Abedin, M. R., Missouri University of Science and Technology
Yaron, J., Arizona State University
Rege, K., Arizona State University
Skin cancers account for more than 1.5 million new cases every year. Cancer growth and progression have been linked with tumor microenvironment, which necessitates a thorough understanding of interactions between the host immune system and the tumor, the function of the tumor microenvironment and tumor heterogeneity. In addition to cancer cells, immune cells including neutrophils, macrophages, and dendritic cells also form an integral part of the microenvironment. Although immunocompetent models with mouse cancer cells and immunocompromised models with human cells, including PDX models, are used, extensive use of animals, cost, and incapable of changing genetic composition.

Development of in vitro tumor models that mimic in vivo phenotype can provide insights on the biophysical and biochemical signaling aspects responsible for tumor growth, proliferation, migration, invasion, dormancy, angiogenesis, and drug delivery can facilitate fundamental advances and accelerate drug screening.

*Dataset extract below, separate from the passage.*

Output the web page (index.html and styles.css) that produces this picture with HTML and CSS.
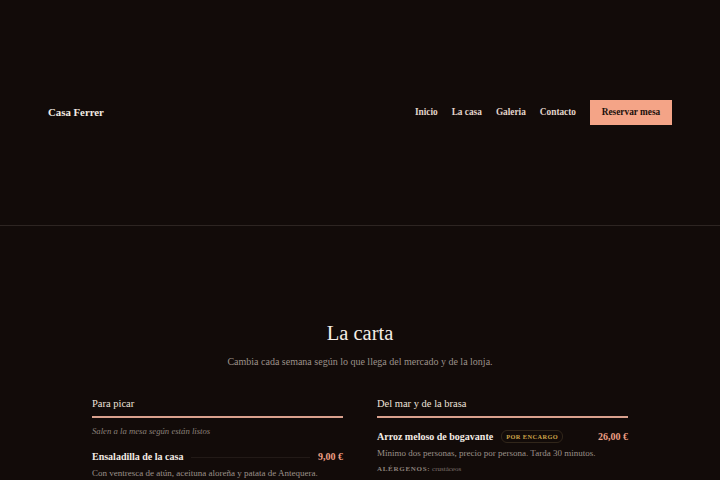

Here, we report developed a co-culture organoid system comprising of murine (B16F10 OVA) / human (NRAS mutant A375) melanoma cell lines and J774-Dual mouse macrophage reporter cell line on tissue culture plastic as well as on amikagel, a hydrogel formed by crosslinking between amikacin hydrate and polyethylene glycol diglycidyl ether. Our studies demonstrated that modulation of PEGDE content can result in higher mechanical stiffness of the gel causing lower adhesivity of the cells to the Amikagel. Moreover, we have shown that the chemo-mechanical engineering of Amikagel helps in generating a tumor suppressive microenvironment. We have seen that in presence of Amikagel, a damepned M1 environment is generated even though J774-Dual mouse macrophages are stimulated by LPS. We have demonstrated that macrophages stimulated by LPS, depicting a M1 phenotype becomes dormant when cocultured with cancer cells on tissue culture plastic (p<0.005) and on amikagel (p<0.0001), verified by reporter assay as well as cytokine release assays (TNF-α, IL-6, IL-10, IL-1β). Restimulation studies were performed with poly I:C, an APE1 inhibitor drug-E3330, hyaluronic acid derived polymers to get back the pro-inflammation response, but our studies showed no successful restimulation effects. Taken together our results demonstrate that melanoma-macrophage co-culture organoids demonstrate immune suppressive characterisitcs and that stimulation using THESE ligands can help activate macrophages to a pro-inflammatory phenotype. These platforms can be used for parallel screening of libraries for immunomodulatory activity.